• _PROBLEM TO SOLVE_
Transcribe the material word for word, but without the images.

• _DATA EXTRACT_
+===+

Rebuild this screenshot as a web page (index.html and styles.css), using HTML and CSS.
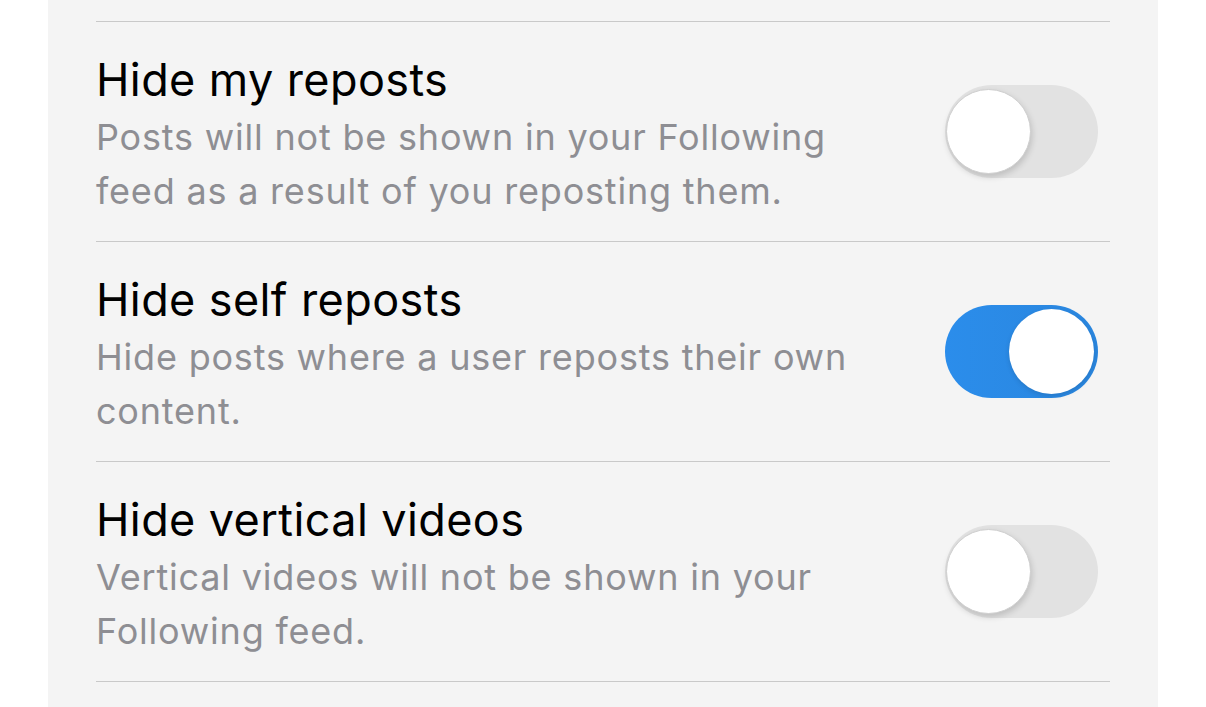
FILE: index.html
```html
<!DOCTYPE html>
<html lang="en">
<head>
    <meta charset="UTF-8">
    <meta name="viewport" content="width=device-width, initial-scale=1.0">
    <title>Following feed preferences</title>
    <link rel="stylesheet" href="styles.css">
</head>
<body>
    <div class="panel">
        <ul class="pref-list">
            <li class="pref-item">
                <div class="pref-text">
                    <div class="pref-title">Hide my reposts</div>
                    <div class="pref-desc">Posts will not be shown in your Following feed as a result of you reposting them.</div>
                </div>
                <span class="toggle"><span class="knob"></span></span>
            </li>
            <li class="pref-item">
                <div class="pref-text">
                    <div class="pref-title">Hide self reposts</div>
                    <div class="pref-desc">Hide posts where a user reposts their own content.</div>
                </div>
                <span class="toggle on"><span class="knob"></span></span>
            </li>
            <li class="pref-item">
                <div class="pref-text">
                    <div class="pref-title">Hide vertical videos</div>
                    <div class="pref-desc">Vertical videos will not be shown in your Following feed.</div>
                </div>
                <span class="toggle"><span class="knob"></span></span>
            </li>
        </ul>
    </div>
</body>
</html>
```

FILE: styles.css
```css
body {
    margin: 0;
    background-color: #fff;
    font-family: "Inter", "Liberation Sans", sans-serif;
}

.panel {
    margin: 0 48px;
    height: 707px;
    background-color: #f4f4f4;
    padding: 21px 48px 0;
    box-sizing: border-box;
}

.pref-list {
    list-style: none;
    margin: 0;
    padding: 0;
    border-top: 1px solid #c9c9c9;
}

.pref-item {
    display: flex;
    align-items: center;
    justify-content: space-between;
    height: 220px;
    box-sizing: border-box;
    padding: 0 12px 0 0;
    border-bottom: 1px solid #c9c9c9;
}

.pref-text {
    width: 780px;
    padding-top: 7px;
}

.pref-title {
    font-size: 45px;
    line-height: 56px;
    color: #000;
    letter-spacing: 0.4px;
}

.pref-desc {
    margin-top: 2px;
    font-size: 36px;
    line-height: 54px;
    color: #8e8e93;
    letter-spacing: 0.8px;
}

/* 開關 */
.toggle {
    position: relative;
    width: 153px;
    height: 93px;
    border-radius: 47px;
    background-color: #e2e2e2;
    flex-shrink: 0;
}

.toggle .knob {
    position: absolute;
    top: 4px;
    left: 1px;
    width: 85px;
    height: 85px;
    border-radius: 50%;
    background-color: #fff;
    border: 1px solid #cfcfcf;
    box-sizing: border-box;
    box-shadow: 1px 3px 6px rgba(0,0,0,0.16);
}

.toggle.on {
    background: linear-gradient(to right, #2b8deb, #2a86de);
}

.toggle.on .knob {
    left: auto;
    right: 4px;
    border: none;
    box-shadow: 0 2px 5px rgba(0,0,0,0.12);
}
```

+===+

• _EXERCISE RESULT_
Rebuild this screenshot as a web page (index.html and styles.css), using HTML and CSS.
FILE: index.html
```html
<!DOCTYPE html>
<html lang="en">
<head>
    <meta charset="UTF-8">
    <meta name="viewport" content="width=device-width, initial-scale=1.0">
    <title>Following feed preferences</title>
    <link rel="stylesheet" href="styles.css">
</head>
<body>
    <div class="panel">
        <ul class="pref-list">
            <li class="pref-item">
                <div class="pref-text">
                    <div class="pref-title">Hide my reposts</div>
                    <div class="pref-desc">Posts will not be shown in your Following feed as a result of you reposting them.</div>
                </div>
                <span class="toggle"><span class="knob"></span></span>
            </li>
            <li class="pref-item">
                <div class="pref-text">
                    <div class="pref-title">Hide self reposts</div>
                    <div class="pref-desc">Hide posts where a user reposts their own content.</div>
                </div>
                <span class="toggle on"><span class="knob"></span></span>
            </li>
            <li class="pref-item">
                <div class="pref-text">
                    <div class="pref-title">Hide vertical videos</div>
                    <div class="pref-desc">Vertical videos will not be shown in your Following feed.</div>
                </div>
                <span class="toggle"><span class="knob"></span></span>
            </li>
        </ul>
    </div>
</body>
</html>
```

FILE: styles.css
```css
body {
    margin: 0;
    background-color: #fff;
    font-family: "Inter", "Liberation Sans", sans-serif;
}

.panel {
    margin: 0 48px;
    height: 707px;
    background-color: #f4f4f4;
    padding: 21px 48px 0;
    box-sizing: border-box;
}

.pref-list {
    list-style: none;
    margin: 0;
    padding: 0;
    border-top: 1px solid #c9c9c9;
}

.pref-item {
    display: flex;
    align-items: center;
    justify-content: space-between;
    height: 220px;
    box-sizing: border-box;
    padding: 0 12px 0 0;
    border-bottom: 1px solid #c9c9c9;
}

.pref-text {
    width: 780px;
    padding-top: 7px;
}

.pref-title {
    font-size: 45px;
    line-height: 56px;
    color: #000;
    letter-spacing: 0.4px;
}

.pref-desc {
    margin-top: 2px;
    font-size: 36px;
    line-height: 54px;
    color: #8e8e93;
    letter-spacing: 0.8px;
}

/* 開關 */
.toggle {
    position: relative;
    width: 153px;
    height: 93px;
    border-radius: 47px;
    background-color: #e2e2e2;
    flex-shrink: 0;
}

.toggle .knob {
    position: absolute;
    top: 4px;
    left: 1px;
    width: 85px;
    height: 85px;
    border-radius: 50%;
    background-color: #fff;
    border: 1px solid #cfcfcf;
    box-sizing: border-box;
    box-shadow: 1px 3px 6px rgba(0,0,0,0.16);
}

.toggle.on {
    background: linear-gradient(to right, #2b8deb, #2a86de);
}

.toggle.on .knob {
    left: auto;
    right: 4px;
    border: none;
    box-shadow: 0 2px 5px rgba(0,0,0,0.12);
}
```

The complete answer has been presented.